**Records with interface code**
━━━━━━
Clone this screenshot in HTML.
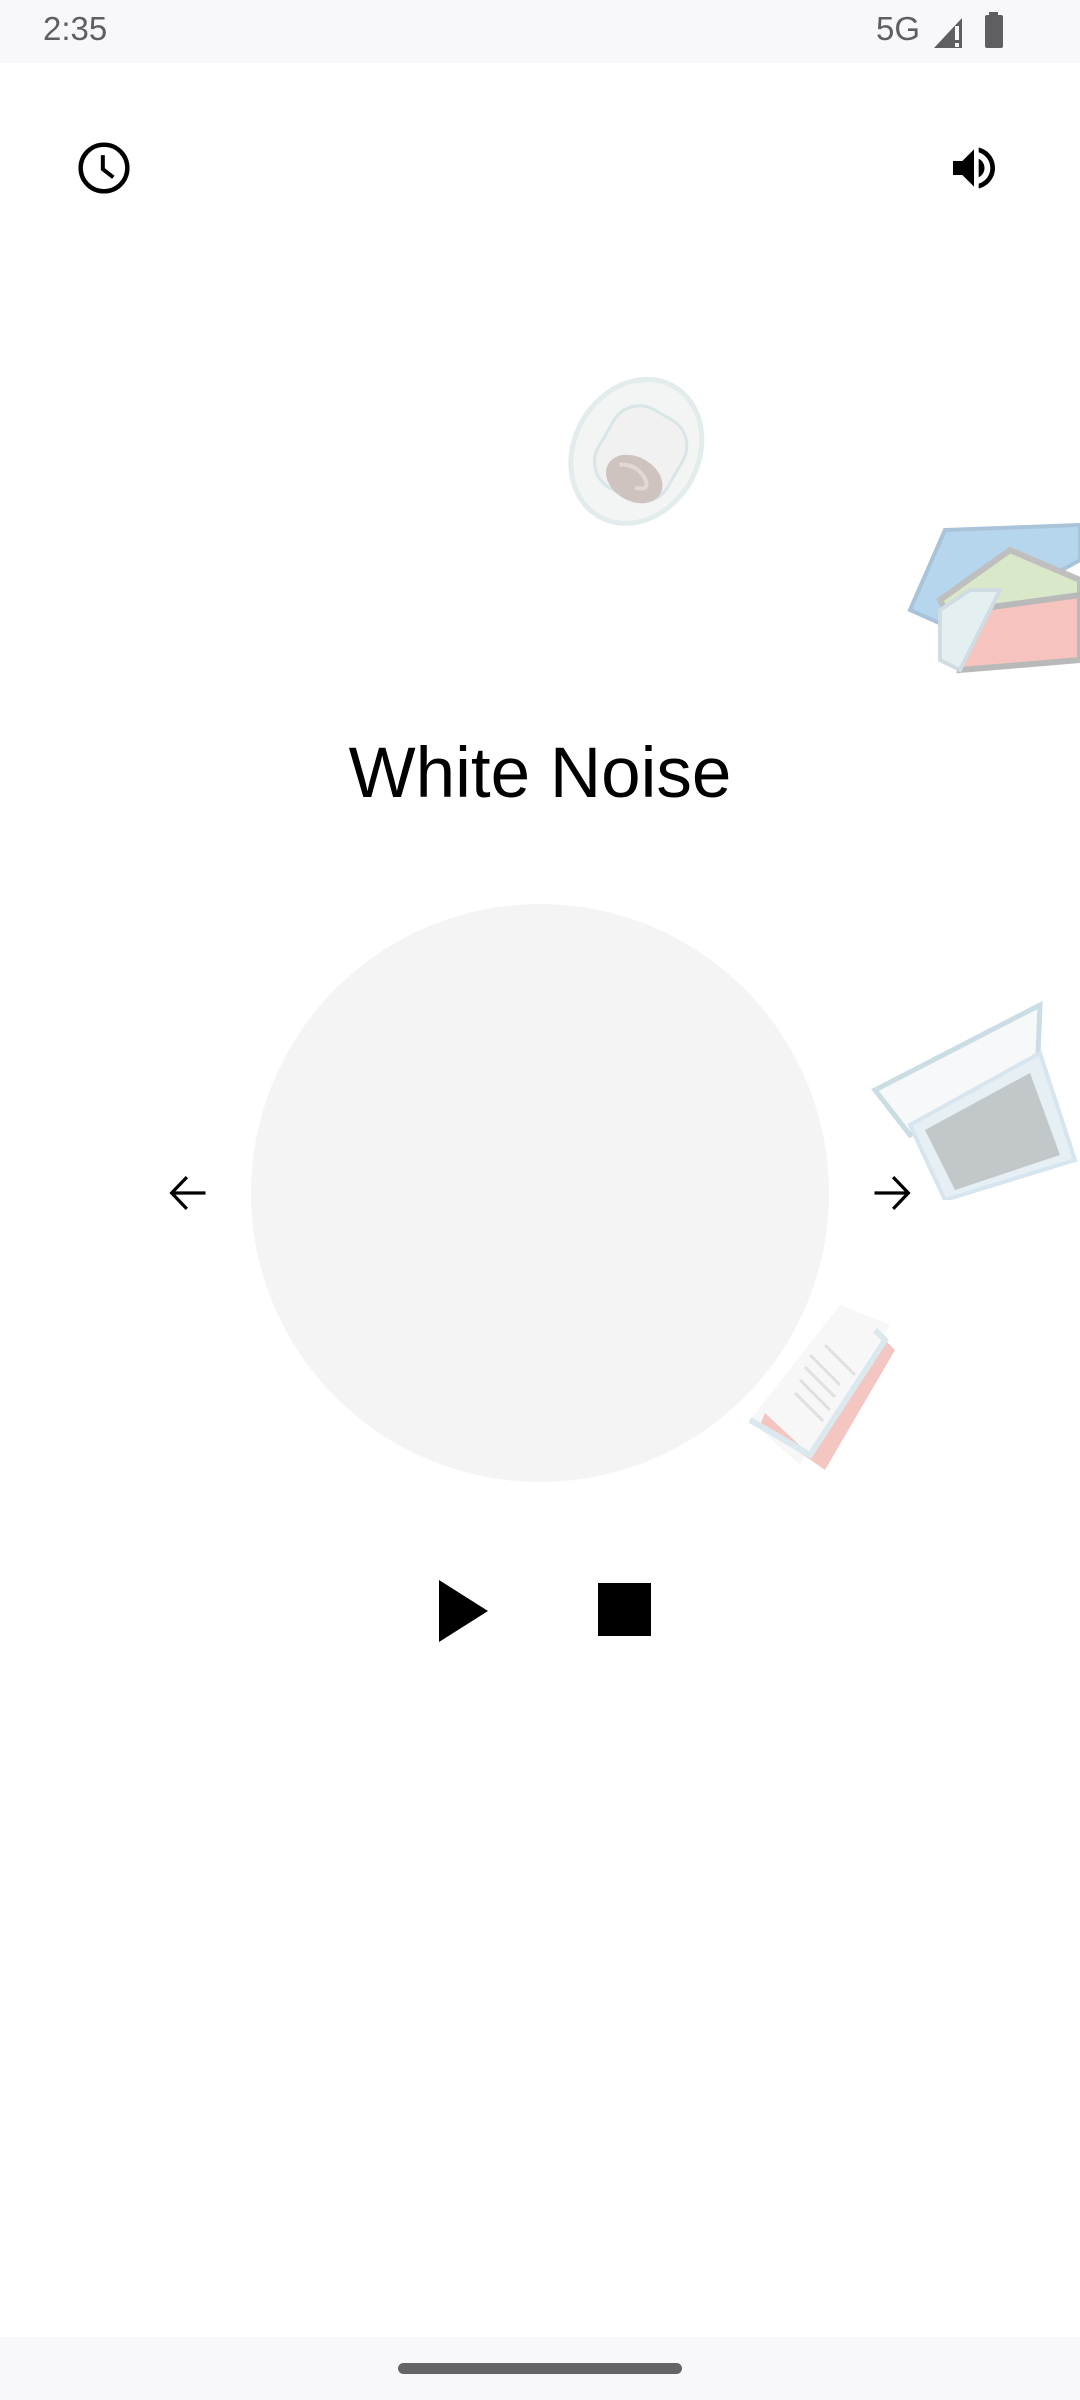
<!DOCTYPE html>
<html><head><meta charset="utf-8"><style>
html,body{margin:0;padding:0}
body{width:1080px;height:2400px;position:relative;background:#fff;overflow:hidden;font-family:"Liberation Sans",sans-serif}
.abs{position:absolute}
</style></head><body>
<div class="abs" style="left:0;top:0;width:1080px;height:63px;background:#f7f7fc"></div>
<div class="abs" style="left:43px;top:10px;font-size:33px;color:#5f5f63">2:35</div>
<div class="abs" style="left:876px;top:10px;font-size:33px;color:#5f5f63">5G</div>
<svg class="abs" style="left:932px;top:14px" width="36" height="36" viewBox="0 0 36 36"><path d="M2 34 L30 4 L30 34Z" fill="#5f5f63"/><rect x="23" y="12" width="4" height="14" fill="#f7f7fc"/><rect x="23" y="29" width="4" height="4" fill="#f7f7fc"/></svg>
<svg class="abs" style="left:984px;top:12px" width="20" height="36" viewBox="0 0 20 36"><rect x="5" y="0" width="9" height="4" fill="#5f5f63"/><rect x="1" y="3" width="18" height="33" rx="2" fill="#5f5f63"/></svg>

<svg class="abs" style="left:76px;top:140px" width="56" height="56" viewBox="0 0 24 24"><circle cx="12" cy="12" r="10" fill="none" stroke="#000" stroke-width="1.9"/><path d="M11.5 6.5v6l4.5 3.5" fill="none" stroke="#000" stroke-width="1.7"/></svg>
<svg class="abs" style="left:946px;top:140px" width="56" height="56" viewBox="0 0 24 24"><path d="M3 9v6h4l5 5V4L7 9H3zm13.5 3c0-1.77-1.02-3.29-2.5-4.03v8.05c1.48-.73 2.5-2.25 2.5-4.02zM14 3.23v2.06c2.890.86 5 3.54 5 6.71s-2.11 5.85-5 6.71v2.06c4.01-.91 7-4.490 7-8.77s-2.99-7.86-7-8.77z" fill="#000"/></svg>

<!-- coffee cup -->
<svg class="abs" style="left:550px;top:360px" width="180" height="210" viewBox="0 0 180 210">
<g transform="rotate(30 90 105)">
<ellipse cx="80" cy="95" rx="62" ry="75" fill="#f3f5f5" stroke="#e3ecec" stroke-width="5"/>
<rect x="45" y="50" width="80" height="90" rx="30" fill="#f1f1f1" stroke="#d8e6e8" stroke-width="3"/>
<ellipse cx="92" cy="120" rx="30" ry="22" fill="#cfc3c0"/>
<path d="M72 115 q15 -10 30 0 q10 8 -5 12" fill="none" stroke="#e2d8d4" stroke-width="4"/>
</g></svg>
<!-- books -->
<svg class="abs" style="left:900px;top:520px" width="180" height="165" viewBox="0 0 180 165">
<path d="M45 10 L180 5 L180 40 L55 110 L10 90Z" fill="#b6d6ee" stroke="#a9c3d8" stroke-width="4"/>
<path d="M40 80 L110 30 L180 60 L180 90 L70 140Z" fill="#d8e8c8" stroke="#bfbfbf" stroke-width="6"/>
<path d="M70 90 L180 75 L180 140 L60 150Z" fill="#f7c3bf" stroke="#b9b9b9" stroke-width="6"/>
<path d="M40 90 L70 70 L100 70 L60 150 L40 140Z" fill="#e4eff2" stroke="#cfdce2" stroke-width="4"/>
</svg>

<div class="abs" style="left:0;width:1080px;top:733px;text-align:center;font-size:71px;color:#000">White Noise</div>

<div class="abs" style="left:251px;top:904px;width:578px;height:578px;border-radius:50%;background:#f4f4f4"></div>

<!-- laptop -->
<svg class="abs" style="left:870px;top:995px" width="210" height="205" viewBox="0 0 210 205">
<path d="M5 95 L170 10 L168 60 L40 140Z" fill="#f6f8f9" stroke="#c9dde3" stroke-width="5"/>
<path d="M40 130 L170 58 L205 165 L75 205Z" fill="#e6eff4" stroke="#d6e5ee" stroke-width="4"/>
<path d="M55 135 L160 78 L190 160 L85 195Z" fill="#c2c8c9"/>
</svg>
<!-- open book -->
<svg class="abs" style="left:740px;top:1305px" width="155" height="170" viewBox="0 0 155 170">
<path d="M10 115 L60 160 L150 20 L100 0 Z" fill="#f7f7f7"/>
<path d="M20 120 L85 165 L155 45 L145 35 L70 150 L25 108Z" fill="#f3c6c2"/>
<path d="M10 115 L70 150 L145 35 L135 25" fill="none" stroke="#dbe9ee" stroke-width="6"/>
<g stroke="#e0e0e0" stroke-width="3"><path d="M70 50 l30 30 M65 62 l30 30 M60 75 l30 30 M55 88 l28 28 M85 40 l30 30"/></g>
</svg>

<svg class="abs" style="left:160px;top:1165px" width="56" height="56" viewBox="0 0 24 24"><path d="M19.5 12H5 M11.5 5.2L5 12l6.5 6.8" fill="none" stroke="#000" stroke-width="1.4"/></svg>
<svg class="abs" style="left:864px;top:1165px" width="56" height="56" viewBox="0 0 24 24"><path d="M4.5 12H19 M12.5 5.2L19 12l-6.5 6.8" fill="none" stroke="#000" stroke-width="1.4"/></svg>

<svg class="abs" style="left:439px;top:1580px" width="49" height="62" viewBox="0 0 49 62"><path d="M0 0 L49 31 L0 62Z" fill="#000"/></svg>
<div class="abs" style="left:598px;top:1583px;width:53px;height:53px;background:#000"></div>

<div class="abs" style="left:0;top:2337px;width:1080px;height:63px;background:#f7f7fc"></div>
<div class="abs" style="left:398px;top:2363px;width:284px;height:11px;border-radius:6px;background:#646466"></div>
</body></html>
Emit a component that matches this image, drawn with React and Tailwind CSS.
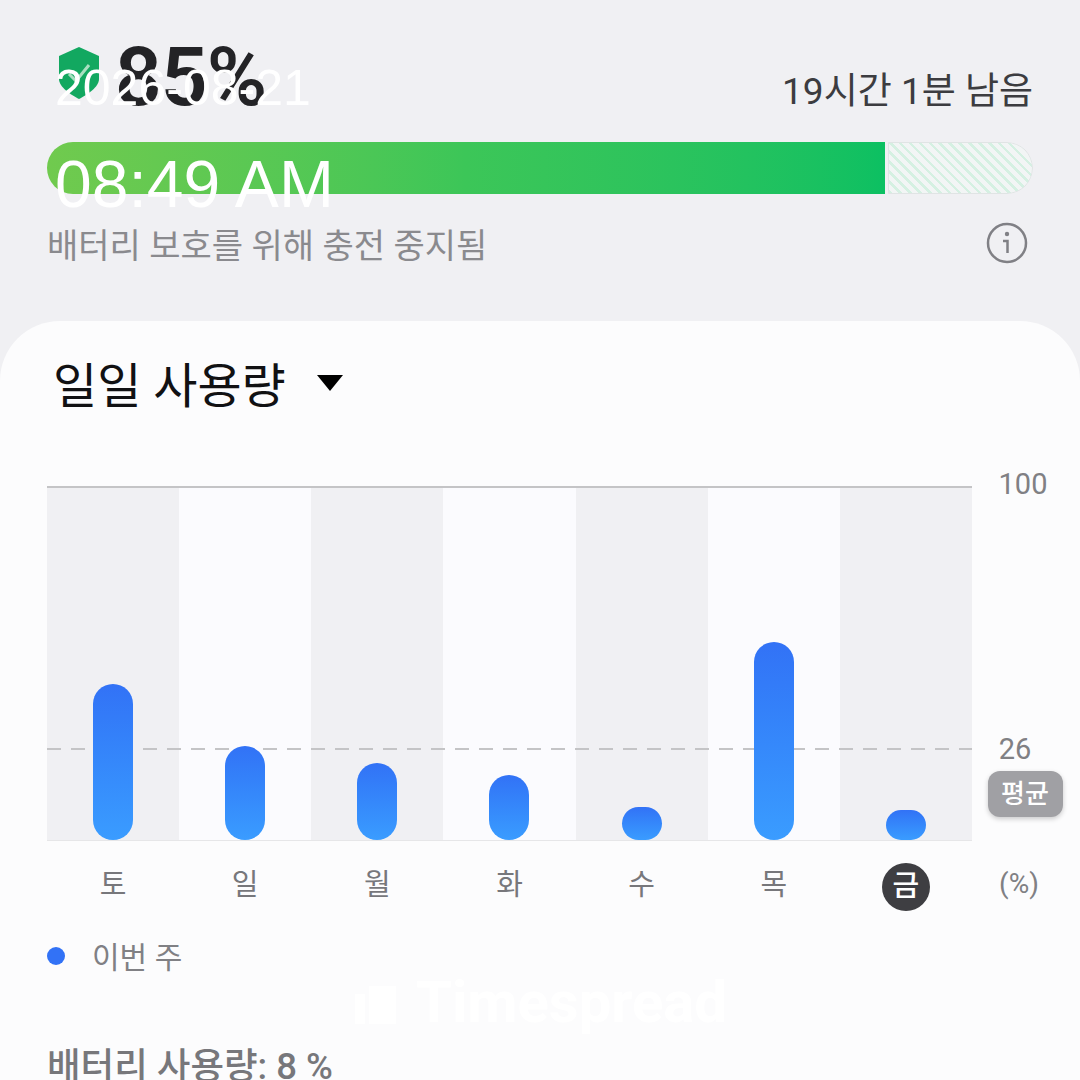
━━━━━━
**Work instructions**
Look at the listing and set down only the lines from its start through the line with "9v6h4l5 5V4L7 9H3zm13.5", word for word and without pictures.

**Worked answer**
Clone this screenshot in HTML.
<!DOCTYPE html>
<html><head><meta charset="utf-8"><style>
html,body{margin:0;padding:0}
body{width:1080px;height:2400px;position:relative;background:#fff;overflow:hidden;font-family:"Liberation Sans",sans-serif}
.abs{position:absolute}
</style></head><body>
<div class="abs" style="left:0;top:0;width:1080px;height:63px;background:#f7f7fc"></div>
<div class="abs" style="left:43px;top:10px;font-size:33px;color:#5f5f63">2:35</div>
<div class="abs" style="left:876px;top:10px;font-size:33px;color:#5f5f63">5G</div>
<svg class="abs" style="left:932px;top:14px" width="36" height="36" viewBox="0 0 36 36"><path d="M2 34 L30 4 L30 34Z" fill="#5f5f63"/><rect x="23" y="12" width="4" height="14" fill="#f7f7fc"/><rect x="23" y="29" width="4" height="4" fill="#f7f7fc"/></svg>
<svg class="abs" style="left:984px;top:12px" width="20" height="36" viewBox="0 0 20 36"><rect x="5" y="0" width="9" height="4" fill="#5f5f63"/><rect x="1" y="3" width="18" height="33" rx="2" fill="#5f5f63"/></svg>

<svg class="abs" style="left:76px;top:140px" width="56" height="56" viewBox="0 0 24 24"><circle cx="12" cy="12" r="10" fill="none" stroke="#000" stroke-width="1.9"/><path d="M11.5 6.5v6l4.5 3.5" fill="none" stroke="#000" stroke-width="1.7"/></svg>
<svg class="abs" style="left:946px;top:140px" width="56" height="56" viewBox="0 0 24 24"><path d="M3 9v6h4l5 5V4L7 9H3zm13.5 3c0-1.77-1.02-3.29-2.5-4.03v8.05c1.48-.73 2.5-2.25 2.5-4.02zM14 3.23v2.06c2.890.86 5 3.54 5 6.71s-2.11 5.85-5 6.71v2.06c4.01-.91 7-4.490 7-8.77s-2.99-7.86-7-8.77z" fill="#000"/></svg>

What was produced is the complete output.